Paper No. 2
Presentation Time: 8:20 AM
USING A RECREATIONAL CORRIDOR FOR A LOOK THROUGH TIME IN PENNSYLVANIA AND MARYLAND
The Northern Central Railway (NCR) was the only rail that ran across Pennsylvania in a north-south direction. In southeastern Pennsylvania and northern Maryland, the now abandoned NCR has been transformed into a 44-mile long recreational corridor. Over 250,000 visitors use this trail annually. The York County, Pennsylvania Heritage Rail Trail County Park (YCHRTCP) and the NCR Trail in Gunpowder Falls State Park, Maryland provide a unique look at the regional geology. Stretching from York, Pennsylvania southward to Ashland, Maryland, the corridor lies entirely in the Piedmont containing sedimentary, igneous and metamorphic rocks ranging in age from the Proterozoic to Jurassic.
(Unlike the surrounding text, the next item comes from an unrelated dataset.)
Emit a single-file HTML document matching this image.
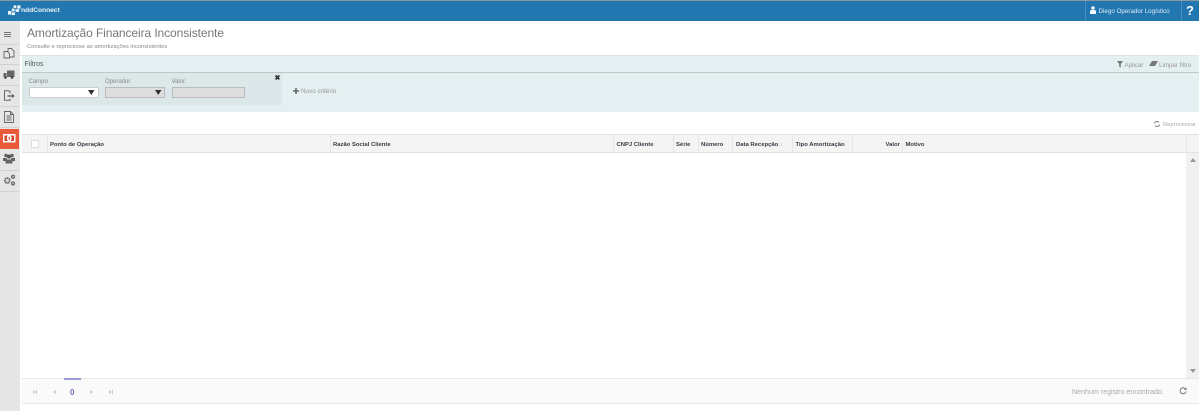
<!DOCTYPE html>
<html><head><meta charset="utf-8"><style>
html,body{margin:0;padding:0;width:1199px;height:411px;overflow:hidden;background:#fff;font-family:"Liberation Sans",sans-serif}
div,span{position:absolute;white-space:nowrap}
svg{position:absolute}
.th{top:140.500px;font-size:5.900px;font-weight:bold;color:#3a3a48;line-height:9px}
.sep{top:135px;width:1px;height:17px;background:#e6e6e6}
.lb{top:77.500px;font-size:6px;color:#888;line-height:8px}
.nav{left:0;width:19px;height:1px;background:#d2d2d2}
</style></head><body>
<div style="left:0;top:0;width:1199px;height:1px;background:#8c979e"></div>
<div style="left:0;top:1px;width:1199px;height:20px;background:#2277b0"></div>
<svg style="left:8px;top:5px" width="13" height="11" viewBox="0 0 14 11"><path fill="#e8f2f8" d="M6 0h3v3H6zM10 0h3.500v3.500H10zM4 3.500h3v3H4zM8 4h4v3H8zM0 6h3.500v4H0zM4 7.500h3.500V10.500H4z"/></svg>
<div style="left:21px;top:5.500px;font-size:6.800px;font-weight:bold;color:#e8f2f8;line-height:10px;letter-spacing:-.1px">nddConnect</div>
<div style="left:1085px;top:1px;width:1px;height:20px;background:#4b8fbe"></div>
<div style="left:1181px;top:1px;width:1px;height:20px;background:#4b8fbe"></div>
<svg style="left:1090px;top:6px" width="6" height="8" viewBox="0 0 6 8"><circle cx="3" cy="2" r="1.800" fill="#f2f7fb"/><path fill="#f2f7fb" d="M0 8V5.500Q0 4 1.500 4h3Q6 4 6 5.500V8z"/></svg>
<div style="left:1098.500px;top:6.500px;font-size:6.250px;color:#dfecf5;line-height:9px">Diego Operador Logístico</div>
<div style="left:1186px;top:2px;font-size:13px;font-weight:bold;color:#fff;line-height:18px">?</div>

<div style="left:0;top:21px;width:20px;height:390px;background:#e6e6e6"></div>
<div class="nav" style="top:44px"></div><div class="nav" style="top:64px"></div><div class="nav" style="top:85px"></div><div class="nav" style="top:106px"></div><div class="nav" style="top:127px"></div><div class="nav" style="top:170px"></div><div class="nav" style="top:191px"></div>
<svg style="left:4px;top:32px" width="8" height="6"><path stroke="#777" stroke-width="1" d="M0 .5h7M0 2.500h7M0 4.500h7"/></svg>
<svg style="left:3px;top:47px" width="12" height="12" viewBox="0 0 12 12" fill="none" stroke="#666" stroke-width=".9"><path d="M5 1.500h3.500l2.500 2.500v6H6.500V7L4.500 4.500H5zM1 4.500h3.500l2 2.500v4H1z"/></svg>
<svg style="left:3px;top:70px" width="12" height="9" viewBox="0 0 12 9"><path fill="#666" d="M4 .5h7.500V7H4zM.5 3H3.500V7H.5z"/><circle cx="2.500" cy="7.500" r="1.300" fill="#444"/><circle cx="9" cy="7.500" r="1.300" fill="#444"/></svg>
<svg style="left:3px;top:90px" width="12" height="12" viewBox="0 0 12 12" fill="none" stroke="#666" stroke-width="1"><path d="M7 3.500V1.500L5.500 .8H1.500v9.500h5.500V8.500"/><path d="M4.500 6h5.500" stroke-width="1.500"/><path fill="#666" stroke="none" d="M9 3.800 11.800 6 9 8.200z"/></svg>
<svg style="left:4px;top:111px" width="10" height="12" viewBox="0 0 10 12" fill="none" stroke="#666" stroke-width=".9"><path d="M.5.500H6.500L9.500 3.500V11.500H.5z"/><path d="M6.500.500v3h3M2.500 5h5M2.500 7h5M2.500 9h5"/></svg>
<div style="left:0;top:129px;width:19px;height:20px;background:#e9593a"></div>
<svg style="left:3px;top:134px" width="13" height="9" viewBox="0 0 13 9"><rect width="12.500" height="8.500" rx=".5" fill="#fff"/><rect x="1.500" y="1.500" width="9.500" height="5.500" fill="#d8402a"/><ellipse cx="6.250" cy="4.250" rx="2.400" ry="3.300" fill="#fff"/><rect x="5.700" y="2.700" width="1.100" height="3.100" fill="#d8402a"/></svg>
<svg style="left:3px;top:153px" width="12" height="11" viewBox="0 0 12 11"><circle cx="3" cy="2.500" r="1.800" fill="#666"/><circle cx="9" cy="2.500" r="1.800" fill="#666"/><circle cx="6" cy="3.500" r="2" fill="#555"/><path fill="#666" d="M0 5h4v3H0zM8 5h4v3H8zM2.500 6.500h7v4h-7z"/></svg>
<svg style="left:3px;top:174px" width="13" height="12" viewBox="0 0 13 12" fill="none" stroke="#666"><circle cx="4.300" cy="6.500" r="2.400" stroke-width="2" stroke-dasharray="1.500 .6"/><circle cx="10" cy="2.800" r="1.400" stroke-width="1.300"/><circle cx="10" cy="9.500" r="1.400" stroke-width="1.300"/></svg>

<div style="left:27px;top:24.500px;font-size:12px;color:#777;line-height:16px;letter-spacing:-.09px">Amortização Financeira Inconsistente</div>
<div style="left:27px;top:43px;font-size:5.800px;color:#888;line-height:9px">Consulte e reprocesse as amortizações inconsistentes</div>

<div style="left:22px;top:55px;width:1177px;height:57px;background:#e4eff1"></div>
<div style="left:20px;top:55px;width:1179px;height:1px;background:#dfe5e6"></div>
<div style="left:22px;top:72px;width:1177px;height:1px;background:#bcc7c8"></div>
<div style="left:24.500px;top:60px;font-size:7px;color:#555;line-height:9px">Filtros</div>
<svg style="left:1117px;top:61px" width="6" height="7"><path fill="#777" d="M0 0h6L3.800 3v3.500L2.200 5.500V3z"/></svg>
<div style="left:1124.500px;top:60.500px;font-size:6.200px;color:#999;line-height:9px">Aplicar</div>
<svg style="left:1149px;top:61px" width="9" height="6"><path fill="#777" d="M3 0h6L6 5H0z"/></svg>
<div style="left:1159px;top:60.500px;font-size:6.200px;color:#999;line-height:9px">Limpar filtro</div>

<div style="left:22px;top:73px;width:260px;height:32px;background:#dce7e9"></div>
<div style="left:274.500px;top:75px;font-size:7px;font-weight:bold;color:#333;line-height:7px">✖</div>
<div class="lb" style="left:28.500px">Campo</div><div class="lb" style="left:105px">Operador</div><div class="lb" style="left:171.500px">Valor</div>
<div style="left:28.500px;top:87px;width:68px;height:9px;background:#fff;border:1px solid #ccc;border-radius:2px"></div>
<div style="left:105px;top:87px;width:58px;height:9px;background:#ddd;border:1px solid #bbb"></div>
<div style="left:171.500px;top:87px;width:71px;height:9px;background:#ddd;border:1px solid #bbb"></div>
<svg style="left:88px;top:90px" width="7" height="5"><path fill="#333" d="M0 0h6.500L3.250 5z"/></svg>
<svg style="left:155px;top:90px" width="7" height="5"><path fill="#333" d="M0 0h6.500L3.250 5z"/></svg>
<svg style="left:293px;top:88px" width="6" height="6"><path stroke="#666" stroke-width="1.600" d="M3 0v6M0 3h6"/></svg>
<div style="left:301px;top:87px;font-size:6.300px;color:#999;line-height:9px">Novo critério</div>

<svg style="left:1154px;top:121px" width="6" height="6" viewBox="0 0 6 6" fill="none" stroke="#777" stroke-width=".9"><path d="M.5 2.500A2.500 2.500 0 0 1 5 1.500M5.500 3.500A2.500 2.500 0 0 1 1 4.500"/></svg>
<div style="left:1163px;top:120.500px;font-size:5.800px;color:#aaa;line-height:9px">Reprocessar</div>

<div style="left:22px;top:134px;width:1177px;height:18px;background:#f4f4f4"></div>
<div style="left:22px;top:134px;width:1177px;height:1px;background:#e3e3e3"></div>
<div style="left:22px;top:152px;width:1177px;height:1px;background:#e3e3e3"></div>
<div style="left:31px;top:140px;width:6px;height:6px;background:#fff;border:1px solid #ddd"></div>
<div class="sep" style="left:47px"></div><div class="sep" style="left:330px"></div><div class="sep" style="left:613px"></div><div class="sep" style="left:673px"></div><div class="sep" style="left:698px"></div><div class="sep" style="left:732px"></div><div class="sep" style="left:792px"></div><div class="sep" style="left:852px"></div><div class="sep" style="left:902px"></div><div class="sep" style="left:1186px"></div>
<div class="th" style="left:50px">Ponto de Operação</div>
<div class="th" style="left:333px">Razão Social Cliente</div>
<div class="th" style="left:616.500px">CNPJ Cliente</div>
<div class="th" style="left:676px">Série</div>
<div class="th" style="left:701px">Número</div>
<div class="th" style="left:736px">Data Recepção</div>
<div class="th" style="left:780px;font-weight:normal;color:#999">↓</div>
<div class="th" style="left:795.500px">Tipo Amortização</div>
<div class="th" style="left:885.500px">Valor</div>
<div class="th" style="left:905.500px">Motivo</div>

<div style="left:1186px;top:153px;width:13px;height:225px;background:#f1f1f1"></div>
<svg style="left:1190px;top:158px" width="6" height="4"><path fill="#999" d="M0 4 3 0l3 4z"/></svg>
<svg style="left:1190px;top:369px" width="6" height="4"><path fill="#999" d="M0 0h6L3 4z"/></svg>

<div style="left:22px;top:378px;width:1177px;height:25px;background:#fafafa"></div>
<div style="left:22px;top:378px;width:1177px;height:1px;background:#e8e8e8"></div>
<div style="left:22px;top:403px;width:1177px;height:1px;background:#e8e8e8"></div>
<div style="left:64px;top:378px;width:17px;height:1.500px;background:#9a9ad8"></div>
<svg style="left:31px;top:389px" width="85" height="6" fill="#ccc"><path d="M2 1v4h1V1zM3 3l3-2v4zM22 3l3-2v4zM59 1l3 2-3 2zM78 1l3 2-3 2zM81 1h1v4h-1z"/></svg>
<div style="left:70px;top:387.500px;font-size:8px;font-weight:bold;color:#6a6ab8;line-height:9px">0</div>
<div style="left:1072px;top:387.500px;font-size:7.100px;color:#aaa;line-height:9px">Nenhum registro encontrado.</div>
<svg style="left:1179px;top:387px" width="8" height="8" viewBox="0 0 8 8" fill="none" stroke="#777" stroke-width="1"><path d="M6.500 2A3 3 0 1 0 7 4.500"/><path fill="#777" stroke="none" d="M7.500 .3V3H5z"/></svg>
</body></html>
Eleven different formations are encountered with the metamorphic grade increasing to the south. The trail is geologically well situated crossing the trend of the regional geology. Trail users are able to revisit the geologic settings ranging from Grenvillian crust, Laurentia continental slope and ocean bottom, divergent boundary basalts to Pangaea-rifting diabase. The geologic structure is complicated as the area has been involved in three orogenies and the Pangaean breakup. Grenvillian domes and several Taconic and Alleghanian thrust sheets and numerous folds have been mapped along the corridor. Historically, the NCR was used to carry iron ore from York County to the Ashland Furnace in Maryland.
Current development of the five-mile northern extension of the YCHRTCP will provide additional geologic history to the trail. Future development of a 12-mile York-Hanover Trolley Line and the 13-mile Hanover Branch Railroad will allow trail users to study carbonate geology and the local iron mining history respectively.